At the same time, I won’t be the guy at the end of the bar saying “How can you animals watch this shit anymore?” I get it. The NFL is intoxicating. But this offseason its allure wore off. The spell was snapped and I’d be bummed out if it wasn’t for such a potent, obscene reason.

This year the NBA booted a billionaire for being an 80 year old racist. For life. The NFL is so off in crazy town with its decision to only suspend Ray Rice for two games that I am now 100% certain it can’t return. Maybe the NFL will fold due to health concerns from head injuries. Maybe the earth will open up and swallow all 32 stadiums for karmic retribution for pasting that bullshit pink ribbon behind their shield season after season. Or maybe man kind will be forced to leave this planet for one with a gravitational pull that is less conducive to the game and we’ll all become blood-thirsty curling fans before there’s any reform. I dunno.

Nevertheless, I’m not signing off with “I’m done with NFL and you should be too.” Obviously, that’s how I feel but my point is broader. It’s simply OK to say “you’re done,” with something. It doesn’t make you self-righteous, it doesn’t make you a blowhard — it makes you a human being with a limited capacity for bullshit. You shouldn’t have to eat injustice to be a fan. This week I realized that the NFL that I really want isn’t possible. The NFL I want makes us proud to root for our teams. It lets us have a modicum of belief that the guys on the field not only worked hard to get there but that there have been good faith efforts made to be sure those players are people worth rooting for. This week I realized that’s a fantasy.

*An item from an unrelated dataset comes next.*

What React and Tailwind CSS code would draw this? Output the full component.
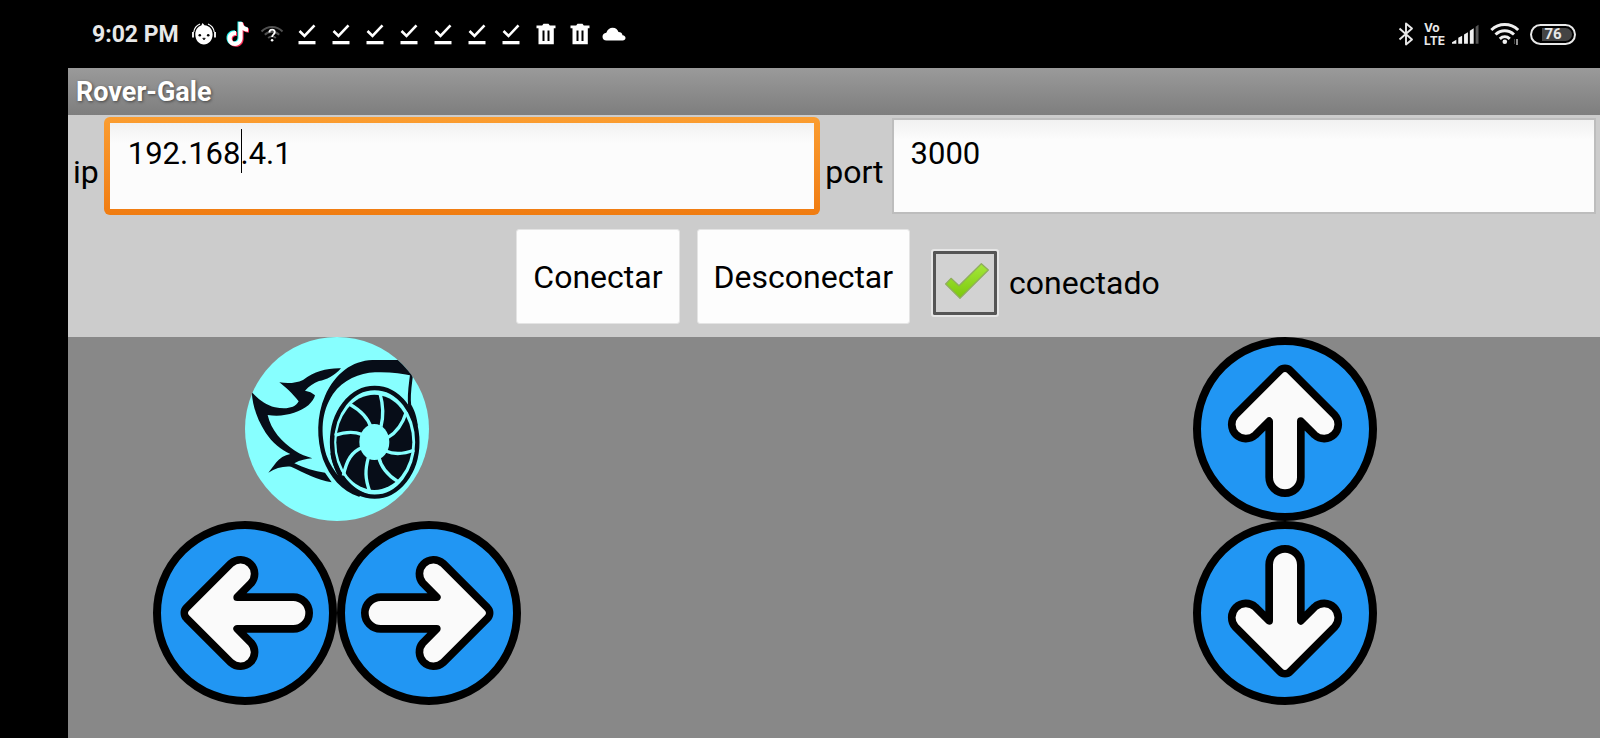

Update January 22, 2015: This article was written on August 18, 2014, before the infamous “elevator video” that shows the contact Ray Rice made with his now wife Janay Rice; before the NFL’s new harsher penalties for domestic violence and before the NFL Commissioner’s office continued denials and subsequent release of the Mueller report. Believe it or not, none of those things wound up changing my mind this season.